On January 15, 2016 at 3:13 PM, Nano said:

You are in luck.  The Define S case comes in a non-window version for $10 less.  And correct, I didn't purchase an optical drive for this computer.  I created and .iso and load that to play xplane without having the disk in the an optical drive.  There are lots of videos on the internet on how to do that.

 

For the most part if I'm under 30 fps, it's CPU limited.  However, the 4790k at 4.4 GHz is that best you can do for XP.  I've overclocked mine to 4.8 and have had no issues at all.  Temps top out at 60 and are mostly in the 30s even when flying the sim.  In the two days of flying I've done so far, I can say that 90% of the time I'm at 35+ fps.  Only around object intensive scenery; i.e.

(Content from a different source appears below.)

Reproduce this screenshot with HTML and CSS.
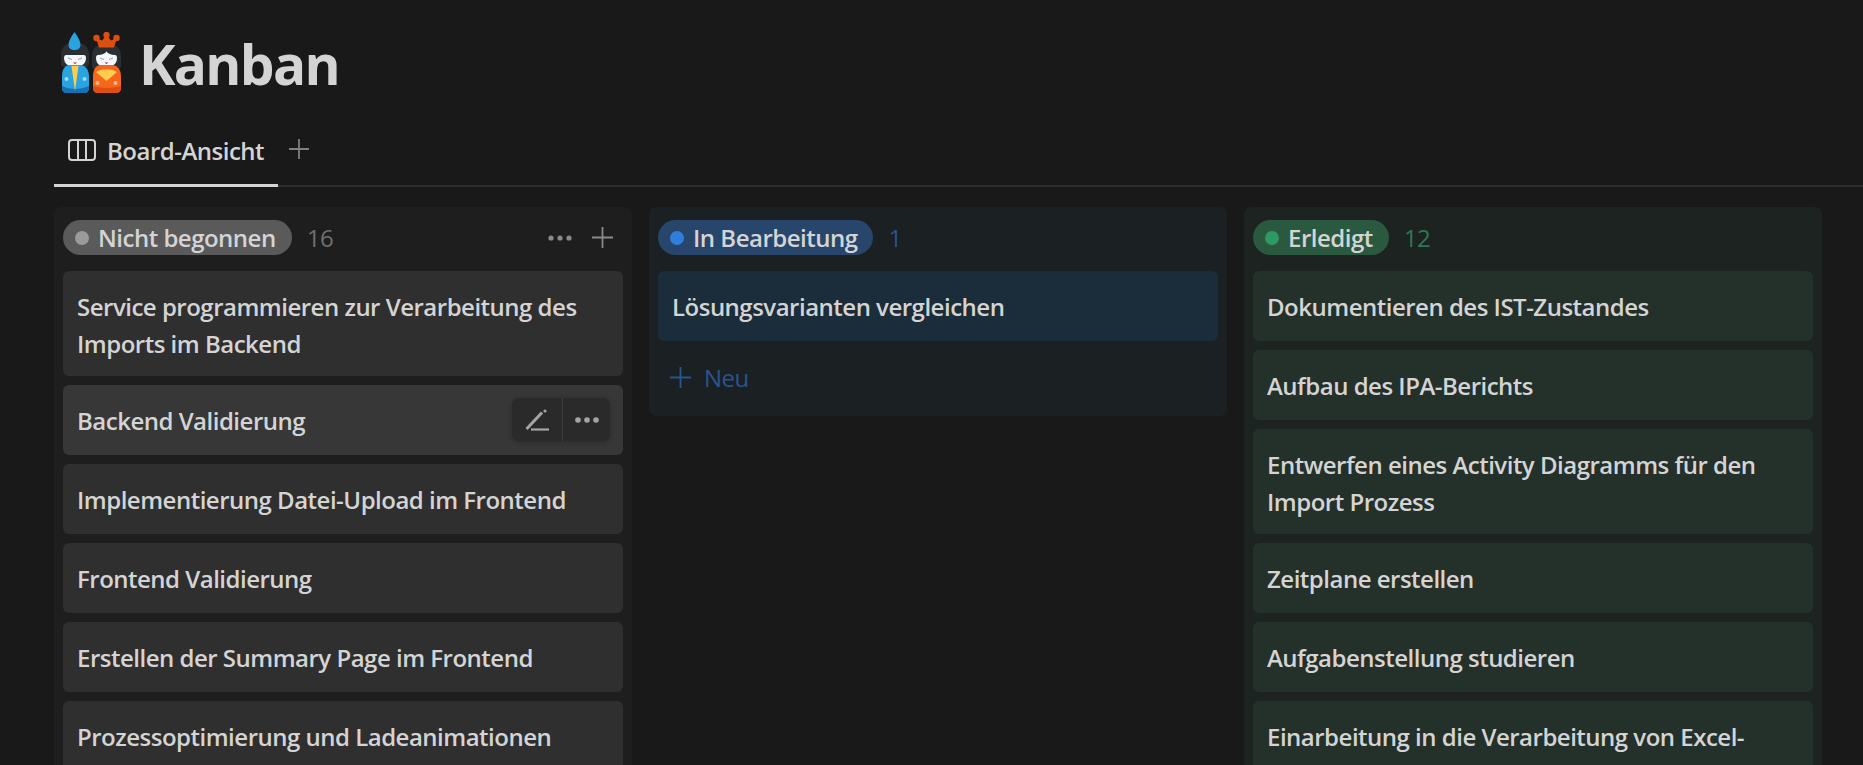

London, Birmingham does it slow to the low 20s.  I have GB Pro so there are lots of objects as I fly around the UK and at "extreme" objects they are all there.  Even in the low 20s the sim seems very smooth and if I didn't have the fps data posted, I wouldn't really notice it.

 

The pics below are the DDenn Challenger 300 at Aerosoft's Dublin scenery with real-time weather.

 

post-7862-0-85244300-1452892122_thumb.jp

 

post-7862-0-07955000-1452892162_thumb.jp

I has another question-

I plan to fly using online ATC and traffic. Would I benefit from a CPU that has 6 or 8 cores? I know not all chips are created equal, and some of the 6+ core Intel chips are way out of my price range. This is more of a general question. I know XP10 uses multiple cores to compute flight dynamics of AI traffic, but I'm not sure what it's doing with all those extra cores when it's not dealing with native traffic. Thanks!